SASKATOON -- In an update to its high streamflow advisory for the Churchill River System, the Saskatchewan's Water Security Agency said peak flows on the system could reach near-record levels.

The WSA said it recommends caution as fast-moving water can pose a hazard and that there is a potential for flooding in the area.

"Peak flows are expected in the Beauval area in early July and Lac Ile-a-la-Crosse is expected to peak in mid-July," the WSA said in a news release.

The agency said peak flows on the system are exceeding or could exceed 2017 levels and could approach record levels seen in 1974.

The WSA said Lac La Ronge remains at elevated levels and that levels will continue to rise over the next couple weeks, but flooding is not anticipated.

 According to the WSA, flows into Reindeer Lake are at a record high and the lake is currently at "full supply level."

"Flows out of Reindeer Lake from Whitesand Dam have been increased but are not yet at full capacity," the WSA said. 

"A combination of high flows from Whitesand Dam combined with flows on the Churchill River will result in the highest flows on record at Island Falls and Sandy Bay."

That record, set in 2005, was a flow of 2300 metres per second, according to the WSA.

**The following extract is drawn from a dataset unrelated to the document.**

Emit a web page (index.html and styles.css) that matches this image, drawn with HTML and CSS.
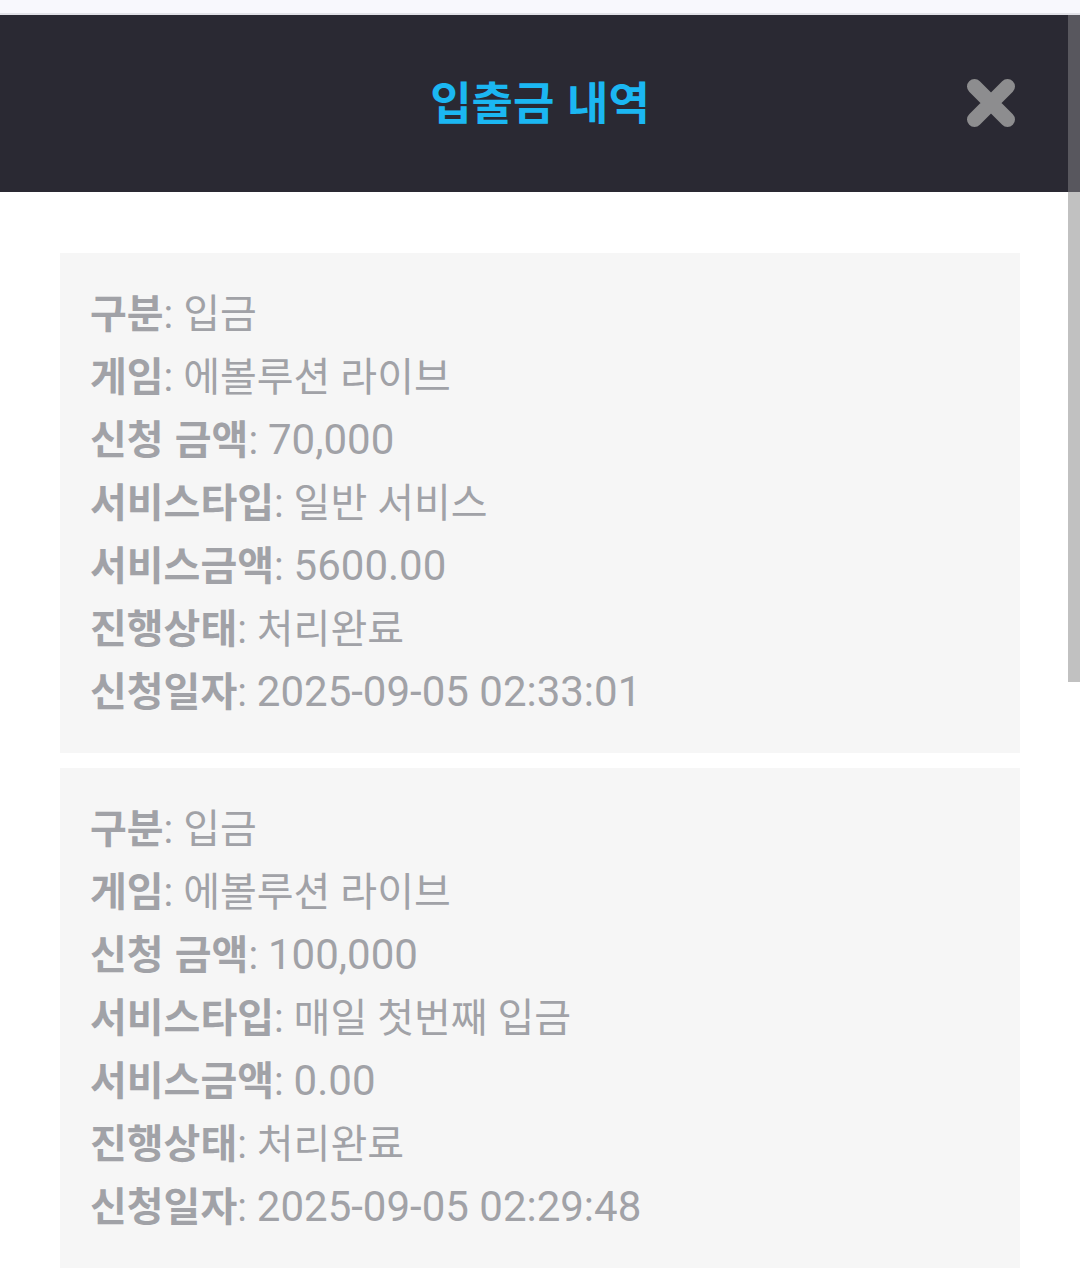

"It is expected that the water levels will rise over the next few days, and flows will cause localized flooding downstream of Island Falls," the WSA said.

Flows will stay "well above normal" east of Peter Pond Lake into the winter months, according to the WSA.

The WSA said its working with SaskPower on water release plans to minimize damage and is notifying people who could be affected.

"Any landowners near the Beaver River are also advised to be aware of the situation and potential impacts to property," the WSA said Thursday.

High levels around Tobin Lake

The WSA also says continued high moisture on the Saskatchewan River system will lead to increased outflows immediately at EB Campbell Power Station below Tobin Lake.

Flows are expected to surpass 2,000 cubic metres per second over the next day, leading to possible localized flooding in the delta area, according to a news release. Elevations are also expected to rise at Tobin Lake.

Residents, communities and First Nations in these areas are advised that high flows pose a safety risk and high water levels could damage property and infrastructure over the coming days.

Users are advised to use caution around the watercourses as swift moving water can pose a hazard and to take steps to protect property where necessary, the WSA says.